Most modern machines consume a few thousand of these WACs per month, so we commonly refer to the IT metric in kiloWAC or kWAC. The idea behind the WAC is much like that of the Watt for measuring electric consumption. Both the WAC and the Watt represent an agreed upon calculation of underlying metrics to determine the amount of work consumed by the metered environment.
The nice thing about the WAC is that you can meter any machine in your environment and with a tagging feature be able to create logical meters for any set of machines that you might be interested in seeing total IT resource consumption. For example, all the machines used by a particular application, business unit, office, or region. Tags can be applied at any level that makes sense for a particular organization.
This gets very interesting when you consider the ability to meter any type of machine – physical, virtual or cloud based – combined with the common metering algorithm such that a machine’s kWAC of consumption is the same on any set of infrastructure.
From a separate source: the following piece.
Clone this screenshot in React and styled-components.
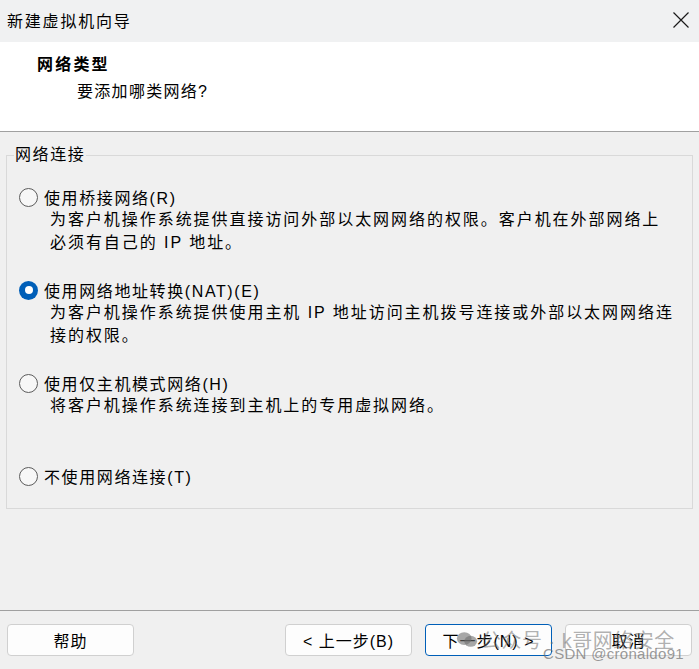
import React from 'react';
import styled, { createGlobalStyle } from 'styled-components';

const GlobalStyle = createGlobalStyle`
  html, body { margin: 0; padding: 0; background: #f0f0f0; }
  body {
    font-family: "Liberation Sans", "Noto Sans CJK SC", sans-serif;
    font-size: 16px;
    color: #000;
  }
`;

const Window = styled.div`
  position: relative;
  width: 699px;
  height: 669px;
  display: flex;
  flex-direction: column;
  background: #f0f0f0;
  overflow: hidden;
`;

const TitleBar = styled.div`
  height: 42px;
  flex: none;
  display: flex;
  align-items: center;
  justify-content: space-between;
  padding: 0 10px 0 7px;
  background: #f0f1f2;
  box-sizing: border-box;
`;

const TitleText = styled.span`
  font-size: 16px;
  letter-spacing: 1.8px;
  margin-top: -2px;
`;

const CloseButton = styled.span`
  display: flex;
  width: 16px;
  height: 16px;
  margin-top: -3px;
`;

const Header = styled.div`
  height: 90px;
  flex: none;
  background: #fff;
  border-bottom: 1px solid #a0a0a0;
  box-sizing: border-box;
  padding: 13px 0 0 37px;
`;

const HeaderTitle = styled.div`
  font-weight: bold;
  font-size: 16px;
  letter-spacing: 2.2px;
  line-height: 20px;
`;

const HeaderSub = styled.div`
  margin: 7px 0 0 40px;
  letter-spacing: 1.3px;
  line-height: 20px;
`;

const Body = styled.div`
  flex: 1;
  padding: 13px 6px 0 6px;
`;

const Group = styled.fieldset`
  margin: 0;
  box-sizing: border-box;
  height: 364px;
  border: 1px solid #d9d9d9;
  padding: 20px 0 0 7px;
  min-inline-size: 0;
`;

const Legend = styled.legend`
  padding: 0 1px;
  line-height: 20px;
  letter-spacing: 1.6px;
`;

const OptionList = styled.div`
  display: flex;
  flex-direction: column;
  gap: 24px;
`;

const Option = styled.div`
  display: flex;
  flex-direction: column;
  min-height: 69px;
`;

const OptionLabel = styled.label`
  display: flex;
  align-items: center;
  height: 24px;
  padding-left: 5px;
  letter-spacing: 1.6px;
  gap: 6px;
`;

const Radio = styled.span`
  width: 19px;
  height: 19px;
  box-sizing: border-box;
  border-radius: 50%;
  flex: none;
  border: ${({ checked }) => (checked ? 'none' : '1px solid #5c5c5c')};
  background: ${({ checked }) => (checked ? '#005fb8' : '#f7f7f7')};
  display: flex;
  align-items: center;
  justify-content: center;
  &::after {
    content: '';
    display: ${({ checked }) => (checked ? 'block' : 'none')};
    width: 8px;
    height: 8px;
    border-radius: 50%;
    background: #fff;
  }
`;

const Desc = styled.div`
  padding-left: 36px;
  line-height: 22.5px;
  letter-spacing: 1.95px;
  white-space: nowrap;
`;

const Footer = styled.div`
  height: 59px;
  flex: none;
  border-top: 1px solid #a0a0a0;
  box-sizing: border-box;
  display: flex;
  align-items: flex-start;
  padding: 13px 7px 0 7px;
`;

const NavGroup = styled.div`
  margin-left: auto;
  display: flex;
  gap: 13px;
`;

const Button = styled.button`
  width: 127px;
  height: 32px;
  box-sizing: border-box;
  border-radius: 4px;
  border: 1px solid ${({ primary }) => (primary ? '#005fb8' : '#d0d0d0')};
  background: #fdfdfd;
  font-family: inherit;
  font-size: 16px;
  color: #000;
  letter-spacing: 1px;
  padding: 0;
`;

const Watermark = styled.div`
  position: absolute;
  left: 456px;
  top: 625px;
  display: flex;
  align-items: center;
  gap: 3px;
  font-size: 20px;
  color: rgba(110, 110, 110, 0.55);
  letter-spacing: 0.5px;
  pointer-events: none;
  white-space: nowrap;
`;

const WatermarkSub = styled.div`
  position: absolute;
  left: 543px;
  top: 645px;
  font-size: 15px;
  color: rgba(110, 110, 110, 0.7);
  letter-spacing: 0.3px;
  pointer-events: none;
  white-space: nowrap;
`;

const options = [
  {
    label: '使用桥接网络(R)',
    lines: ['为客户机操作系统提供直接访问外部以太网网络的权限。客户机在外部网络上', '必须有自己的 IP 地址。'],
  },
  {
    label: '使用网络地址转换(NAT)(E)',
    checked: true,
    lines: ['为客户机操作系统提供使用主机 IP 地址访问主机拨号连接或外部以太网网络连', '接的权限。'],
  },
  {
    label: '使用仅主机模式网络(H)',
    lines: ['将客户机操作系统连接到主机上的专用虚拟网络。'],
  },
  { label: '不使用网络连接(T)', lines: [] },
];

export default function App() {
  return (
    <Window>
      <GlobalStyle />
      <TitleBar>
        <TitleText>新建虚拟机向导</TitleText>
        <CloseButton>
          <svg width="16" height="16" viewBox="0 0 16 16">
            <path d="M0.5 0.5 L15.5 15.5 M15.5 0.5 L0.5 15.5" stroke="#1a1a1a" strokeWidth="1.2" fill="none" />
          </svg>
        </CloseButton>
      </TitleBar>
      <Header>
        <HeaderTitle>网络类型</HeaderTitle>
        <HeaderSub>要添加哪类网络?</HeaderSub>
      </Header>
      <Body>
        <Group>
          <Legend>网络连接</Legend>
          <OptionList>
            {options.map((o) => (
              <Option key={o.label}>
                <OptionLabel>
                  <Radio checked={o.checked} />
                  {o.label}
                </OptionLabel>
                {o.lines.map((l) => (
                  <Desc key={l}>{l}</Desc>
                ))}
              </Option>
            ))}
          </OptionList>
        </Group>
      </Body>
      <Footer>
        <Button>帮助</Button>
        <NavGroup>
          <Button>&lt; 上一步(B)</Button>
          <Button primary>下一步(N) &gt;</Button>
          <Button>取消</Button>
        </NavGroup>
      </Footer>
      <Watermark>
        <svg width="22" height="17" viewBox="0 0 24 18">
          <ellipse cx="9" cy="8" rx="8" ry="7" fill="rgba(110,110,110,0.6)" />
          <ellipse cx="16" cy="11" rx="7" ry="6" fill="rgba(110,110,110,0.6)" />
        </svg>
        <span>公众号 · k哥网络安全</span>
      </Watermark>
      <WatermarkSub>CSDN @cronaldo91</WatermarkSub>
    </Window>
  );
}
In other words, with the common metering of the kWAC, a machine running on Company ABC’s infrastructure would consume the same number of kWACs on Company XYZ’s infrastructure or another company’s cloud offering.
So back to this article’s premise of “IT Metrics That Matter”: Measuring IT resource consumption with a comprehensive, consistent unit of measure is the foundation for IT metrics that matter, because it gives you a baseline to know where you are starting from in order to improve your IT infrastructure efficiency, operational costs, and value to the business.